Conversely, technologies developed on Earth, such as cloud and edge computing capabilities, could also find applications in space. KaleidEO Space Systems, a startup in Bengaluru, is using edge computing to generate real-time insights from images captured by orbiting satellites.
Amazon Web Services (AWS) has also collaborated with ISRO and the Indian National Space Promotion and Authorisation Centre to support space-tech innovations through cloud computing.
“Cloud computing-led innovations enable the space industry to make better decisions, faster – pushing the boundaries of possibilities. We look forward to helping customers in India build space-tech solutions to make life on Earth better,” said Shalini Kapoor, director and chief technologist of public sector at AWS India and South Asia.
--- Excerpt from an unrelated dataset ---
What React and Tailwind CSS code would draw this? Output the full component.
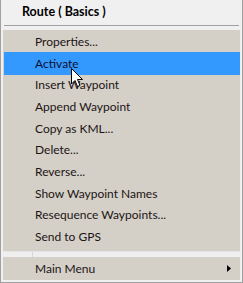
import React from 'react';

const items = [
  'Properties...',
  'Activate',
  'Insert Waypoint',
  'Append Waypoint',
  'Copy as KML...',
  'Delete...',
  'Reverse...',
  'Show Waypoint Names',
  'Resequence Waypoints...',
  'Send to GPS',
];

const MenuItem = ({ label, active, arrow }) => (
  <div className="relative shrink-0 flex items-center h-[21.7px] pl-[32px] pr-[9px] text-[#1c1414]">
    {active && <div className="absolute left-[1px] right-0 top-[-0.7px] bottom-[-0.7px] bg-[#3399ff]" />}
    <span className={`relative flex-1 ${active ? 'text-[#101030]' : ''}`}>{label}</span>
    {arrow && (
      <svg className="relative" width="4" height="7" viewBox="0 0 4 7">
        <path d="M0 0 L4 3.5 L0 7 Z" fill="#000" />
      </svg>
    )}
  </div>
);

const Cursor = () => (
  <svg
    className="absolute left-[70px] top-[68px]"
    width="13"
    height="20"
    viewBox="0 0 13 20"
  >
    <path
      d="M0.5 0.5 L0.5 16 L4 12.5 L6.5 18.5 L9 17.5 L6.5 11.5 L11.5 11.5 Z"
      fill="#fff"
      stroke="#000"
      strokeWidth="1"
    />
  </svg>
);

export default function App() {
  return (
    <div
      className="relative w-[243px] h-[283px] bg-[#f0f0f0] border-x border-b border-[#a0a0a0] flex flex-col text-[12px]"
      style={{ fontFamily: 'Lato, "Liberation Sans", Arial, sans-serif' }}
    >
      <div className="shrink-0 h-[25px] flex items-center pl-[21px] font-bold text-[12.5px] text-black">
        Route ( Basics )
      </div>
      <div className="shrink-0 mx-[3px] h-px bg-[#a0a0a0]" />
      <div className="flex-1 mx-[2px] mt-[4px] mb-[3px] bg-[#d4d0c8] flex flex-col pt-[1px]">
        {items.map((it) => (
          <MenuItem key={it} label={it} active={it === 'Activate'} />
        ))}
        <div className="shrink-0 mt-[3px] h-[6px] flex flex-col">
          <div className="h-px bg-[#e4e4e4]" />
          <div className="flex-1 bg-[#efefef] flex">
            <div className="w-[29px]" />
            <div className="w-px bg-[#d6d6d6]" />
          </div>
        </div>
        <div className="shrink-0 mt-[1px]">
          <MenuItem label="Main Menu" arrow />
        </div>
      </div>
      <Cursor />
    </div>
  );
}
The real and immediate action, though, would be in IoT and telephony. According to a report from IoT analyst firm Berg Insight, the global satellite IoT subscriber base surpassed 4.5 million in 2022 and could reach 23.9 million by 2027.
With only about 10% of the Earth’s surface having access to terrestrial connectivity, there is significant untapped potential for satellite IoT communications. Plus, the global satellite internet market size could be as big as $18.59bn by 2030, according to Allied Market Research.
Further opportunities in space technology may open up as more commercial players enter the arena. Apart from ISRO, private companies like Skyroot Aerospace have successfully launched rockets and tested 3D-printed rocket engines. Some emerging space players are also aiming to offer affordable space rides, democratising access to space travel and spearheading the nascent space tourism market.
Pawan Kumar Chandana, CEO and co-founder of Skyroot Aerospace, envisioned a bright future: “Space has massive resources to support trillions of people. Satellite broadband can be the next big thing. India can leapfrog from landlines to satellites and connect a huge chunk of population in the next five to 10 years.”
India’s progress bodes well for a billion-dollar space economy that is expected to emerge in the subcontinent by 2024. The government has also implemented policies to expand India’s space programme and realise the country’s space ambitions. As Bandyopadhyay aptly puts it: “There’s just so much that we don’t know, but we will find out as we move up.”